#### Aim of the exercise
The listing below should be printed exactly, every line of it. Skip the pictures.

#### Supplied data
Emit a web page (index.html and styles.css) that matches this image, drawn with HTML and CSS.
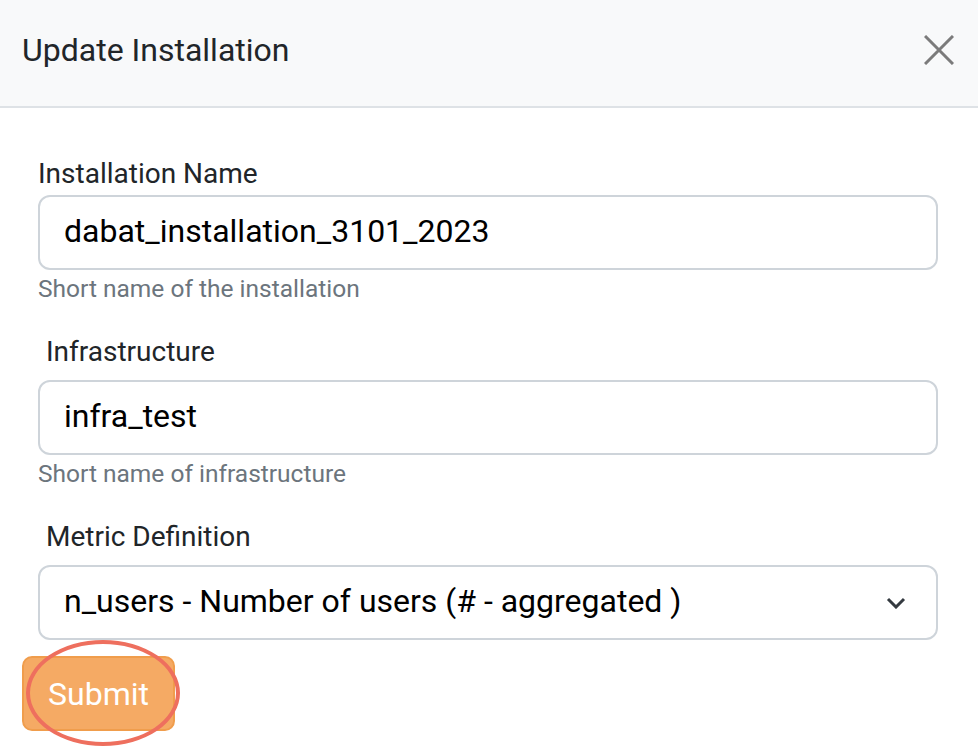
FILE: index.html
```html
<!DOCTYPE html>
<html>
<head>
<meta charset="utf-8">
<link rel="stylesheet" href="styles.css">
</head>
<body>
<div class="modal">
  <div class="modal-header">
    <h1 class="modal-title">Update Installation</h1>
    <button class="close-btn" aria-label="Close">
      <svg width="30" height="30" viewBox="0 0 30 30"><path d="M1 1 L29 29 M29 1 L1 29" stroke="#7b7b7b" stroke-width="3" fill="none"/></svg>
    </button>
  </div>
  <form class="modal-body">
    <div class="field">
      <label class="label first">Installation Name</label>
      <div class="control">dabat_installation_3101_2023</div>
      <div class="help">Short name of the installation</div>
    </div>
    <div class="field">
      <label class="label indented">Infrastructure</label>
      <div class="control">infra_test</div>
      <div class="help">Short name of infrastructure</div>
    </div>
    <div class="field last">
      <label class="label indented">Metric Definition</label>
      <div class="control select">
        <span>n_users - Number of users (# - aggregated )</span>
        <svg class="chevron" width="20" height="12" viewBox="0 0 20 12"><path d="M2 2 L10 10 L18 2" stroke="#343a40" stroke-width="3" fill="none"/></svg>
      </div>
    </div>
    <div class="actions">
      <button type="button" class="submit">Submit</button>
      <span class="highlight"></span>
    </div>
  </form>
</div>
</body>
</html>
```
FILE: styles.css
```css
* { box-sizing: border-box; }
html, body { margin: 0; padding: 0; background: #fff; }
body { font-family: Roboto, "Liberation Sans", sans-serif; color: #212529; }
.modal { width: 978px; height: 752px; overflow: hidden; }
.modal-header {
  height: 108px;
  background: #f8f9fa;
  border-bottom: 2px solid #dee2e6;
  display: flex;
  align-items: center;
  justify-content: space-between;
  padding: 0 22px 6px 22px;
}
.modal-title { margin: 0; font-size: 32px; font-weight: 400; color: #212529; }
.close-btn { border: 0; background: transparent; padding: 0; width: 30px; height: 30px; margin-right: 2px; display: flex; }
.modal-body { padding: 50px 40px 0 38px; display: flex; flex-direction: column; }
.field { display: flex; flex-direction: column; margin-bottom: 33px; }
.field.last { margin-bottom: 16px; }
.label { font-size: 28px; line-height: 32px; margin-bottom: 12px; color: #212529; }
.label.first { margin-bottom: 5px; }
.label.indented { padding-left: 8px; }
.control {
  height: 75px;
  border: 2px solid #ced4da;
  border-radius: 12px;
  padding: 0 24px 3px 24px;
  font-size: 32px;
  color: #000;
  display: flex;
  align-items: center;
}
.select { justify-content: space-between; padding-right: 30px; }
.chevron { margin-top: 4px; }
.help { font-size: 24.5px; color: #6c757d; margin-top: 5px; line-height: 28px; }
.actions { position: relative; margin-left: -16px; height: 90px; }
.submit {
  width: 153px;
  height: 75px;
  background: #f5aa64;
  border: 2px solid #f09d4c;
  border-radius: 10px;
  color: #fff;
  font-family: Roboto, "Liberation Sans", sans-serif;
  font-size: 32px;
  padding: 0;
}
.highlight {
  position: absolute;
  left: 4px;
  top: -16px;
  width: 154px;
  height: 106px;
  border: 4px solid #ee6f5e;
  border-radius: 50%;
  pointer-events: none;
}
```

#### Full solution
Emit a web page (index.html and styles.css) that matches this image, drawn with HTML and CSS.
FILE: index.html
```html
<!DOCTYPE html>
<html>
<head>
<meta charset="utf-8">
<link rel="stylesheet" href="styles.css">
</head>
<body>
<div class="modal">
  <div class="modal-header">
    <h1 class="modal-title">Update Installation</h1>
    <button class="close-btn" aria-label="Close">
      <svg width="30" height="30" viewBox="0 0 30 30"><path d="M1 1 L29 29 M29 1 L1 29" stroke="#7b7b7b" stroke-width="3" fill="none"/></svg>
    </button>
  </div>
  <form class="modal-body">
    <div class="field">
      <label class="label first">Installation Name</label>
      <div class="control">dabat_installation_3101_2023</div>
      <div class="help">Short name of the installation</div>
    </div>
    <div class="field">
      <label class="label indented">Infrastructure</label>
      <div class="control">infra_test</div>
      <div class="help">Short name of infrastructure</div>
    </div>
    <div class="field last">
      <label class="label indented">Metric Definition</label>
      <div class="control select">
        <span>n_users - Number of users (# - aggregated )</span>
        <svg class="chevron" width="20" height="12" viewBox="0 0 20 12"><path d="M2 2 L10 10 L18 2" stroke="#343a40" stroke-width="3" fill="none"/></svg>
      </div>
    </div>
    <div class="actions">
      <button type="button" class="submit">Submit</button>
      <span class="highlight"></span>
    </div>
  </form>
</div>
</body>
</html>
```
FILE: styles.css
```css
* { box-sizing: border-box; }
html, body { margin: 0; padding: 0; background: #fff; }
body { font-family: Roboto, "Liberation Sans", sans-serif; color: #212529; }
.modal { width: 978px; height: 752px; overflow: hidden; }
.modal-header {
  height: 108px;
  background: #f8f9fa;
  border-bottom: 2px solid #dee2e6;
  display: flex;
  align-items: center;
  justify-content: space-between;
  padding: 0 22px 6px 22px;
}
.modal-title { margin: 0; font-size: 32px; font-weight: 400; color: #212529; }
.close-btn { border: 0; background: transparent; padding: 0; width: 30px; height: 30px; margin-right: 2px; display: flex; }
.modal-body { padding: 50px 40px 0 38px; display: flex; flex-direction: column; }
.field { display: flex; flex-direction: column; margin-bottom: 33px; }
.field.last { margin-bottom: 16px; }
.label { font-size: 28px; line-height: 32px; margin-bottom: 12px; color: #212529; }
.label.first { margin-bottom: 5px; }
.label.indented { padding-left: 8px; }
.control {
  height: 75px;
  border: 2px solid #ced4da;
  border-radius: 12px;
  padding: 0 24px 3px 24px;
  font-size: 32px;
  color: #000;
  display: flex;
  align-items: center;
}
.select { justify-content: space-between; padding-right: 30px; }
.chevron { margin-top: 4px; }
.help { font-size: 24.5px; color: #6c757d; margin-top: 5px; line-height: 28px; }
.actions { position: relative; margin-left: -16px; height: 90px; }
.submit {
  width: 153px;
  height: 75px;
  background: #f5aa64;
  border: 2px solid #f09d4c;
  border-radius: 10px;
  color: #fff;
  font-family: Roboto, "Liberation Sans", sans-serif;
  font-size: 32px;
  padding: 0;
}
.highlight {
  position: absolute;
  left: 4px;
  top: -16px;
  width: 154px;
  height: 106px;
  border: 4px solid #ee6f5e;
  border-radius: 50%;
  pointer-events: none;
}
```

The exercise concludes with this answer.